In the end only power thwarts power or as Frederick Douglass wrote: “Power concedes nothing without a demand. It never did and it never will.” If a society is to escape the grip of tyrants, power must be brought to the side of freedom. But the type of power needed to accomplish this feat is not the same as the power that backs tyrants as more people cultivating the ability to dominate, manipulate and coerce others, will only lead to one group of tyrants being replaced by another. Tyrants are defeated by more people cultivating their personal power and then using this power to live in a free manner and to resist the chains of tyranny.
How is this life-promoting power cultivated? Through the process of self-realization which according to Jung “represents the strongest [and] most ineluctable urge in every being” and which “is a law of nature and thus of invincible power.” (Carl Jung, Archetypes and the Collective Unconscious) To self-realize is to actualize our potentials, to cultivate our skills, to adapt to the outer world, and to bring harmony to our inner world.
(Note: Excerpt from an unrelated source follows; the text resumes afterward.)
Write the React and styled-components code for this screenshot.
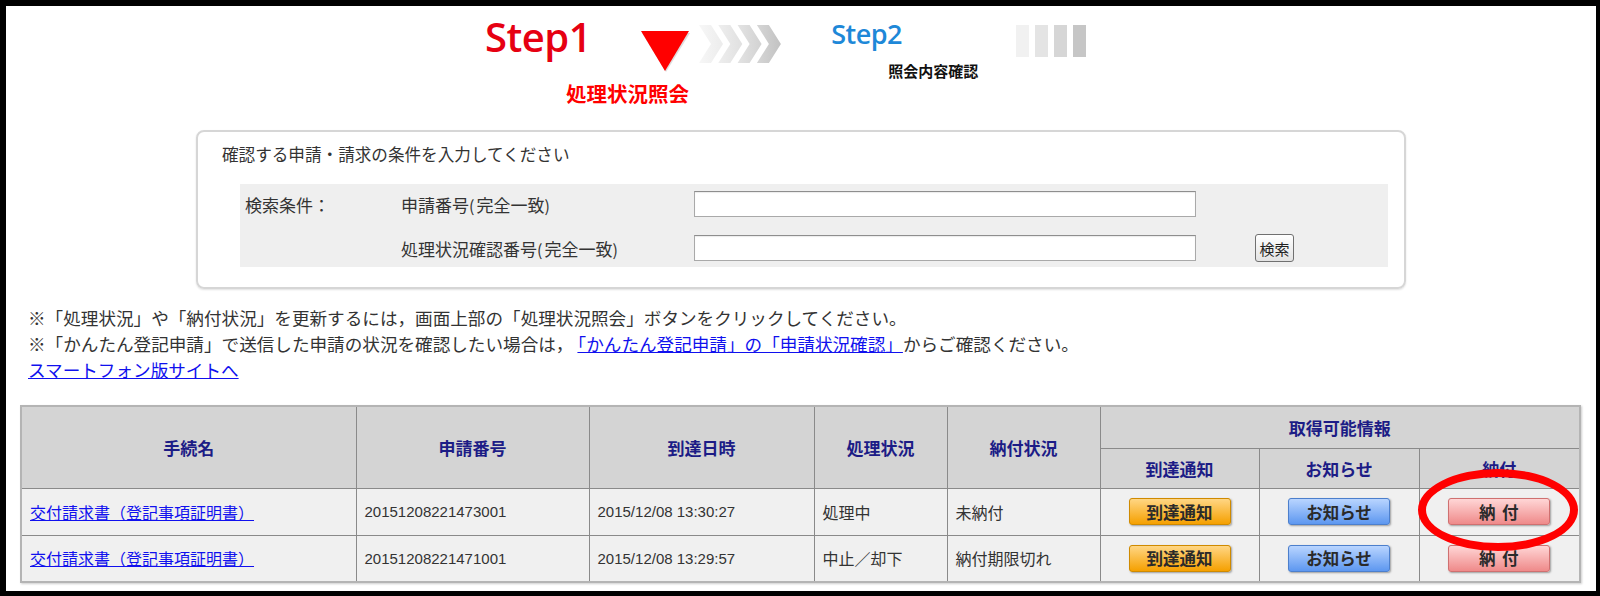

“Every individual needs revolution, inner division, overthrow of the existing order, and renewal, but not by forcing them upon his neighbours under the hypocritical cloak of . . .the sense of social responsibility or any of the other beautiful euphemisms for unconscious urges to personal power. Individual self-reflection, return of the individual to the ground of human nature, to his own deepest being with its individual and social destiny – here is the beginning of a cure for that blindness which reigns at the present hour.”
Many people spur the call to self-realize as they question how personal development can help change a world descending into chaos. But such a perspective overlooks the fact if tyrants are to thrive the masses must be weak, as tyrants, and those who benefit from their rule, are always but a sliver of the population and so lack the personal resources to exert widespread control over a population of strong men and women. If, therefore, enough of us cultivate our personal power through self-realization and in the process become more effective in all realms of life, the weakness on which the tyrants’ prey will replaced by the self-reliance upon which the power of tyrants dissolves. Each of us who re-claims the power to control our own life is one less person tacitly supporting tyranny and when enough of us take this step a peaceful transition to a freer world becomes possible. For as Etienne de La Boetie noted nearly 400 years ago tyrants can be dethroned without any use of force, and without the need for prolonged strife, so long as enough people desire freedom and have the strength and inner fortitude to practice non-compliance and civil disobedience and to resist commands that are immoral and contrary to the functioning of a free and prosperous society.
“From all these indignities, such as the very beasts of the field would not endure, you can deliver yourselves if you try, not by taking action but merely by willing to be free. Resolve to serve no more, and you are at once freed. I do not ask that you place hands upon the tyrant to topple him over, but simply that you support him no longer; then you will behold him, like a great Colossus whose pedestal has been pulled away, fall of his own weight and break into pieces.”
Some may think that time is still on our side, and that if things get really bad, enough people will then take the appropriate stand on the side of freedom. But to take this passive approach is to flirt with danger. For one of the most important lessons of the 20th century is that when totalitarianism is unleashed on a population it proves very difficult to internally dislodge. Unless we are vigilant in protecting our freedoms they will be taken from us for as Voltaire noted “So long as the people do not care to exercise their freedom, those who wish to tyrannize will do so.”
Aleksandr Solzhenitsyn in a footnote to Volume 1 of The Gulag Archipelago expressed the profound regret that he, and his fellow Soviet prisoners, felt for their lack of action in the early days of communist rule and the following passage should serve as a warning to us all:
“If…if… We didn’t love freedom enough. And even more – we had no awareness of the real situation. We spent ourselves in one unrestrained outburst in 1917, and then we hurried to submit. We submitted with pleasure! … We purely and simply deserved everything that happened afterward.”